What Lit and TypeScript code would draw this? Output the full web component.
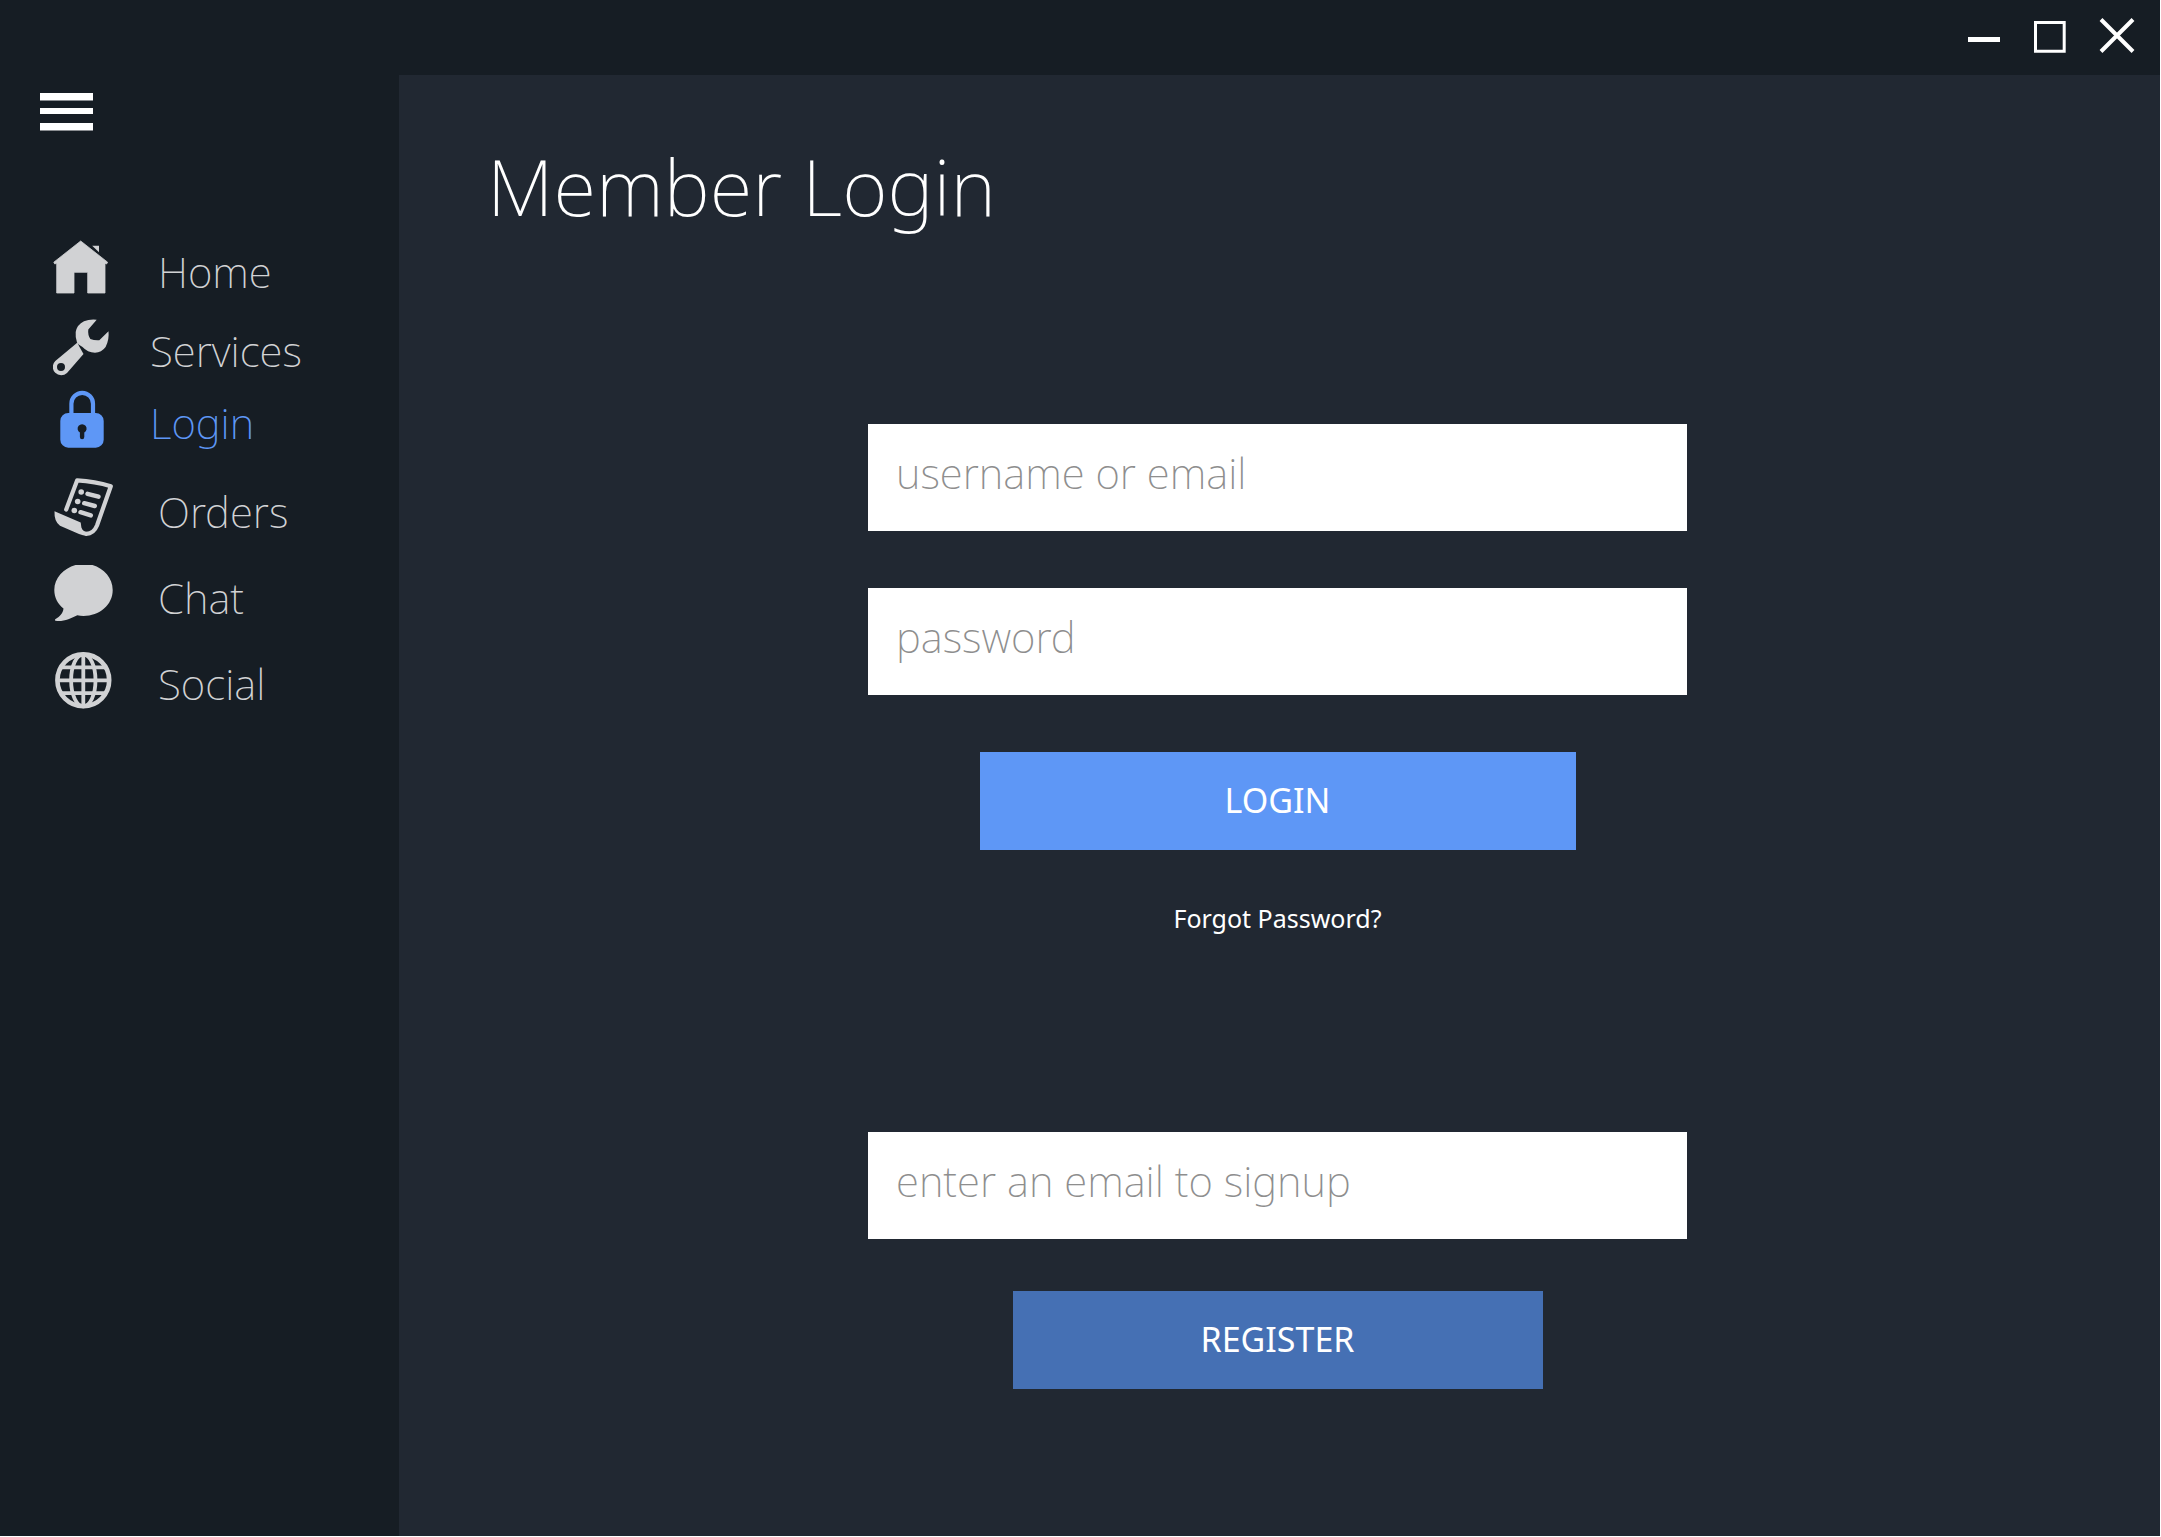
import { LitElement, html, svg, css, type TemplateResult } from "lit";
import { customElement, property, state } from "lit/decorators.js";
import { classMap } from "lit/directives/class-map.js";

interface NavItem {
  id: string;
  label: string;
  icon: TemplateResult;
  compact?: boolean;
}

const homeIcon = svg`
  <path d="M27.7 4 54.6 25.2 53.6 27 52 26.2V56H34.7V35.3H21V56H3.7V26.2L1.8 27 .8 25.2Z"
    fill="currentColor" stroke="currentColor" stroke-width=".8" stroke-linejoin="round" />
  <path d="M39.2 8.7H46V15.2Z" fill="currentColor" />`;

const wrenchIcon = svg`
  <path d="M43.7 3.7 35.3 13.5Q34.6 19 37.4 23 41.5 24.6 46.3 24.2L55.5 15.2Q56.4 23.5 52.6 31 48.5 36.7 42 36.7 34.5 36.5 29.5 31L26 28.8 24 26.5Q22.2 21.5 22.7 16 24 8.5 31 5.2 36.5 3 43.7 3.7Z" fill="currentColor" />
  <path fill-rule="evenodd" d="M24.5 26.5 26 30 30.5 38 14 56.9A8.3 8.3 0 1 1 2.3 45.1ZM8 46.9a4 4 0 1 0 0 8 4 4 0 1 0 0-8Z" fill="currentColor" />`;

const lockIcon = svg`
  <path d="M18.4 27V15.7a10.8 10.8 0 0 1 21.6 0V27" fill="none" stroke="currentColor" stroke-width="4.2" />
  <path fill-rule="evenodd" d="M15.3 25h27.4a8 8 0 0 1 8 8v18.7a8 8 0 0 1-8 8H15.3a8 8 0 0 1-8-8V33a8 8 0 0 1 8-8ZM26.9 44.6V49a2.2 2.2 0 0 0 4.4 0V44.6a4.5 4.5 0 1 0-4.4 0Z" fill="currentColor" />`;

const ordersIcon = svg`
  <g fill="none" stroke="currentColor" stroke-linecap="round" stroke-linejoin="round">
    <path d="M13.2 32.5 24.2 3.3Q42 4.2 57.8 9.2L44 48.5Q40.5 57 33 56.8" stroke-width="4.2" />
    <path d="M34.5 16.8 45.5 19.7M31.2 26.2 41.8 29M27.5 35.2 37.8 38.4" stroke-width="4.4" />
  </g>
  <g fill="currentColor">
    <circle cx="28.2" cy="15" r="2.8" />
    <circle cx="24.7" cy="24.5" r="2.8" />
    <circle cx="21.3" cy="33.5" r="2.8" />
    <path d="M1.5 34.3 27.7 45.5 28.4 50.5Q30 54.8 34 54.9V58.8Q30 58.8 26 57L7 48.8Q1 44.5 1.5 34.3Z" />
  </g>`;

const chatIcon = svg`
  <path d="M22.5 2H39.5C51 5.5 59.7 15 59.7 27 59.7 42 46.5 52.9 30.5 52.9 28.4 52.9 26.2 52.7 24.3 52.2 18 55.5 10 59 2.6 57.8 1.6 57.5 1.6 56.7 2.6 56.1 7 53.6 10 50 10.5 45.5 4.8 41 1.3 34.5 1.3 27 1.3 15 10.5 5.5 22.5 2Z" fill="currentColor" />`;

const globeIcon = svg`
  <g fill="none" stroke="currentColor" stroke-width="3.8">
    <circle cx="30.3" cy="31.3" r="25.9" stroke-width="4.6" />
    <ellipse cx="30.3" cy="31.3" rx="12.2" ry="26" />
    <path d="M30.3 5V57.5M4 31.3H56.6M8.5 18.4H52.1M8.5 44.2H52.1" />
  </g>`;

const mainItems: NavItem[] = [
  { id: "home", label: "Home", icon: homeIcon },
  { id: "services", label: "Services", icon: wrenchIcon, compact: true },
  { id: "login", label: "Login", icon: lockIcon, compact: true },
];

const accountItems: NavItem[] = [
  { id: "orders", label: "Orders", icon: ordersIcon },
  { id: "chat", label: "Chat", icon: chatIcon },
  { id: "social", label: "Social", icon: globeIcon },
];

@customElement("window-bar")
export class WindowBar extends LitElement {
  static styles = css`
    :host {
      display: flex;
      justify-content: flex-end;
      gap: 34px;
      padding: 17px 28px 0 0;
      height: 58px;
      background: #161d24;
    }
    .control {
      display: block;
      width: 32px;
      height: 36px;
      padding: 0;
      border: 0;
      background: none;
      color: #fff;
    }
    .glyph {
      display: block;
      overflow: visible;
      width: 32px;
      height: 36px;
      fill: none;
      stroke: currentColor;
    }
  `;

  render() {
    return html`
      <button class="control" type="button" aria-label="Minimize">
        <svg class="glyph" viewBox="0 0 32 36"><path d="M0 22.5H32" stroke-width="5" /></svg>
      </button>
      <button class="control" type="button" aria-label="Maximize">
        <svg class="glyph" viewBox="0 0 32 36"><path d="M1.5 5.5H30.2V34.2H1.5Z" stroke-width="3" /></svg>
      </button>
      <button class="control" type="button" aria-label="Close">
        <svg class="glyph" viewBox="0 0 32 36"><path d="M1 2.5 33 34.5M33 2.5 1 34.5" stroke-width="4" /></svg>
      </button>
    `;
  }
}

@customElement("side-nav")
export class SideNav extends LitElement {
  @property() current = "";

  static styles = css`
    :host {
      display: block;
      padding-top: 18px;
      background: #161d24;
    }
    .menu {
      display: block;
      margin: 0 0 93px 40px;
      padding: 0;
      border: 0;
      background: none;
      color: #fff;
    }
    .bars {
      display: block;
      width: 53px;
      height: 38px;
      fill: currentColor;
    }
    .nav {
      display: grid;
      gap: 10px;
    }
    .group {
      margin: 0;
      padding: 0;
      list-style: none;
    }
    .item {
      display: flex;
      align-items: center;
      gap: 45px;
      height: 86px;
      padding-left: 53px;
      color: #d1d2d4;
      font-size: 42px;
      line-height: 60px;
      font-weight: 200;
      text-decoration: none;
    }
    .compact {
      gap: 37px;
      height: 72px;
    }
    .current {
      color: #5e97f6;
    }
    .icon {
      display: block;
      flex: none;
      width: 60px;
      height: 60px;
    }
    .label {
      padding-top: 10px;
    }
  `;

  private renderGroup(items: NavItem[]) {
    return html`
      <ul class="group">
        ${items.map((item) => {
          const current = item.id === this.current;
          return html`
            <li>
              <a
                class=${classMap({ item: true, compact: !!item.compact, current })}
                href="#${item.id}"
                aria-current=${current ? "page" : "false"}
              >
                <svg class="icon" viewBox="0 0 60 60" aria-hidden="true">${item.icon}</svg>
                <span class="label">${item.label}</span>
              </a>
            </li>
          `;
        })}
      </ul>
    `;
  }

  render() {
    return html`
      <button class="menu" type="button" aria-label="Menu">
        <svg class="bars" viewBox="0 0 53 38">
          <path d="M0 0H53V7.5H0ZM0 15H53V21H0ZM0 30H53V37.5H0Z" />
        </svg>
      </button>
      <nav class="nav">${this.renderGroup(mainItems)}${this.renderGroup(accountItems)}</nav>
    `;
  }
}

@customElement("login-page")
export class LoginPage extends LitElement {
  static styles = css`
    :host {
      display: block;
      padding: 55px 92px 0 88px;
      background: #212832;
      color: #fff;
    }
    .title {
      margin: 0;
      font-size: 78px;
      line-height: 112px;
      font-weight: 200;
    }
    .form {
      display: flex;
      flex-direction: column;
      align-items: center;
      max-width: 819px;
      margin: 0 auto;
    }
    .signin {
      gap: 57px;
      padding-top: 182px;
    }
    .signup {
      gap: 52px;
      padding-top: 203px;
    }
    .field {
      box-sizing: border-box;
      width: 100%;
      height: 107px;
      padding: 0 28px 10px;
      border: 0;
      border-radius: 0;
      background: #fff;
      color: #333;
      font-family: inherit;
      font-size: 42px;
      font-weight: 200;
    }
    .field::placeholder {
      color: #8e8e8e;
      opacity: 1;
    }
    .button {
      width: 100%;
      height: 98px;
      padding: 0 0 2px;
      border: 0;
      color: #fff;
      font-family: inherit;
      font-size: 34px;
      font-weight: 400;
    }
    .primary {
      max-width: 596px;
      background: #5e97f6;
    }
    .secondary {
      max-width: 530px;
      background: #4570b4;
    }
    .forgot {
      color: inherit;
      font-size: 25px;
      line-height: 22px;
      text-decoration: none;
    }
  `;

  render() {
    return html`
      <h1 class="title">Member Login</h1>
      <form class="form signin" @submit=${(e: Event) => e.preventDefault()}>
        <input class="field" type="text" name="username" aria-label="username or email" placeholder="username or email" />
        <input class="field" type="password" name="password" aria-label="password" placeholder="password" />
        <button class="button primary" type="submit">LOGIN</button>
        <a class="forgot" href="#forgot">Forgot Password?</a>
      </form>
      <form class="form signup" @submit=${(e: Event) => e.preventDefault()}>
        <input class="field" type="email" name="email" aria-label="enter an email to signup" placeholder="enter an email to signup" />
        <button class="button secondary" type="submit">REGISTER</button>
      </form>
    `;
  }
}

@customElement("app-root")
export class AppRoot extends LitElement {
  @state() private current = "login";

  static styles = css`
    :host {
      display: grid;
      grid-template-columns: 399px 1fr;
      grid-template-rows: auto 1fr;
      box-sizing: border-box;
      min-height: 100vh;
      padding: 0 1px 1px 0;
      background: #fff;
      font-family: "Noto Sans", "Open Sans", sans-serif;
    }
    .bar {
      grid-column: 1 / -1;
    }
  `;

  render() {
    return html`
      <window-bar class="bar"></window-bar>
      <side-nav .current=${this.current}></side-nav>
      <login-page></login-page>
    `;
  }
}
---
*WORK REQUIRED*
Could the lines from the top of the material through the line with "38 14 56.9A8.3" be repeated exactly, pictures left out?

*CORRECT ANSWER*
What Lit and TypeScript code would draw this? Output the full web component.
import { LitElement, html, svg, css, type TemplateResult } from "lit";
import { customElement, property, state } from "lit/decorators.js";
import { classMap } from "lit/directives/class-map.js";

interface NavItem {
  id: string;
  label: string;
  icon: TemplateResult;
  compact?: boolean;
}

const homeIcon = svg`
  <path d="M27.7 4 54.6 25.2 53.6 27 52 26.2V56H34.7V35.3H21V56H3.7V26.2L1.8 27 .8 25.2Z"
    fill="currentColor" stroke="currentColor" stroke-width=".8" stroke-linejoin="round" />
  <path d="M39.2 8.7H46V15.2Z" fill="currentColor" />`;

const wrenchIcon = svg`
  <path d="M43.7 3.7 35.3 13.5Q34.6 19 37.4 23 41.5 24.6 46.3 24.2L55.5 15.2Q56.4 23.5 52.6 31 48.5 36.7 42 36.7 34.5 36.5 29.5 31L26 28.8 24 26.5Q22.2 21.5 22.7 16 24 8.5 31 5.2 36.5 3 43.7 3.7Z" fill="currentColor" />
  <path fill-rule="evenodd" d="M24.5 26.5 26 30 30.5 38 14 56.9A8.3 8.3 0 1 1 2.3 45.1ZM8 46.9a4 4 0 1 0 0 8 4 4 0 1 0 0-8Z" fill="currentColor" />`;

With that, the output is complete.